The solution is to move to a different economic and banking model. The book looks back beyond the 500year dominance of western civilisation by a debt system. It looks at old testament injunctions against usury and their operation in the first millennium AD. The Islamic system that also prohibits debt is also explored.

Book: Dirt – the erosion of civilisations

Dirt – the erosion of civilisations.
David. R. Montgomery. University of California Press.

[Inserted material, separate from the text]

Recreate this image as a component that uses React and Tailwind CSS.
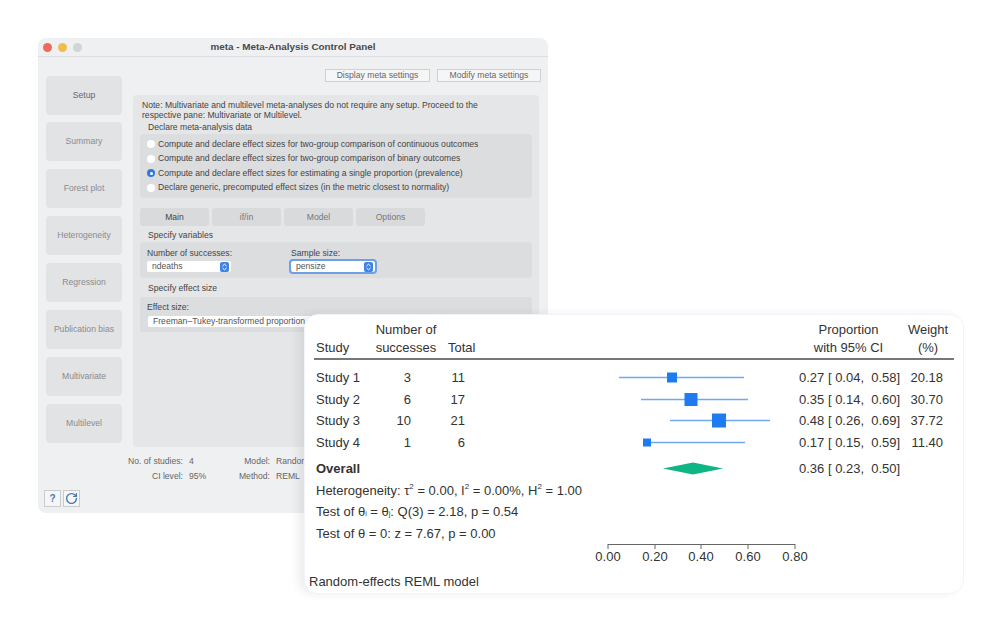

This book is American thus the dirt in the title, the English equivalent would be “soil”. This makes the case that the history of many major civilisations has in fact been the history of their topsoil. Thus tribes grow in numbers on fertile flood plains then invade neighbouring tribes. A city system then grows and expands with increasing food harvests whilst no one notices the slow loss of topsoil. Pressure of population needs means that marginal land on hillsides is moved into food production. This works well for a time but steep slopes once ploughed are quickly denuded of friable earth leaving bedrock. At this point of maximal growth the civilisation collapses if it has no new territories to plunder. This mechanism is plotted through Greece, Roman, Mayan and Easter Island cultures.
Now the same scenario faces western civilisation. We have depended on the rich grain baskets of the Ukraine and Midwestern American states with their deep post glacial loam. This is eroding and losing depth. In England the same is seen in East Anglia where soil is blown away. So peak soil also threatens the collapse of a complex society, alongside peak oil.
Finally the book offers a solution of enriching the soil. The incorporation of all human waste back into the field ecosystems may cause some to squirm but it would be natural. Topsoil must be looked after and valued as the Soil Association maintains. A sustainable future within environmental limits extends to our relationship with the earth, literally.

Book: The Upside of Down

The Upside of Down.
Souvenir press, Thomas Homer-Dixon.

Catastrophe, creativity and the renewal of civilisation. This book looks at past collapses of civilisations such as the Roman empire. In Dorset we can still see the evidence in the straight road from Weymouth to Dorchester with its amphitheatre and square walls that are now south walks. This civilisation collapsed when it lost its topsoil and that of its North African colonial bread basket. The book predicts that politics, science and economics point to another crisis point for this civilisation. However the future low carbon economy could be an improvement. This would be the upside of down.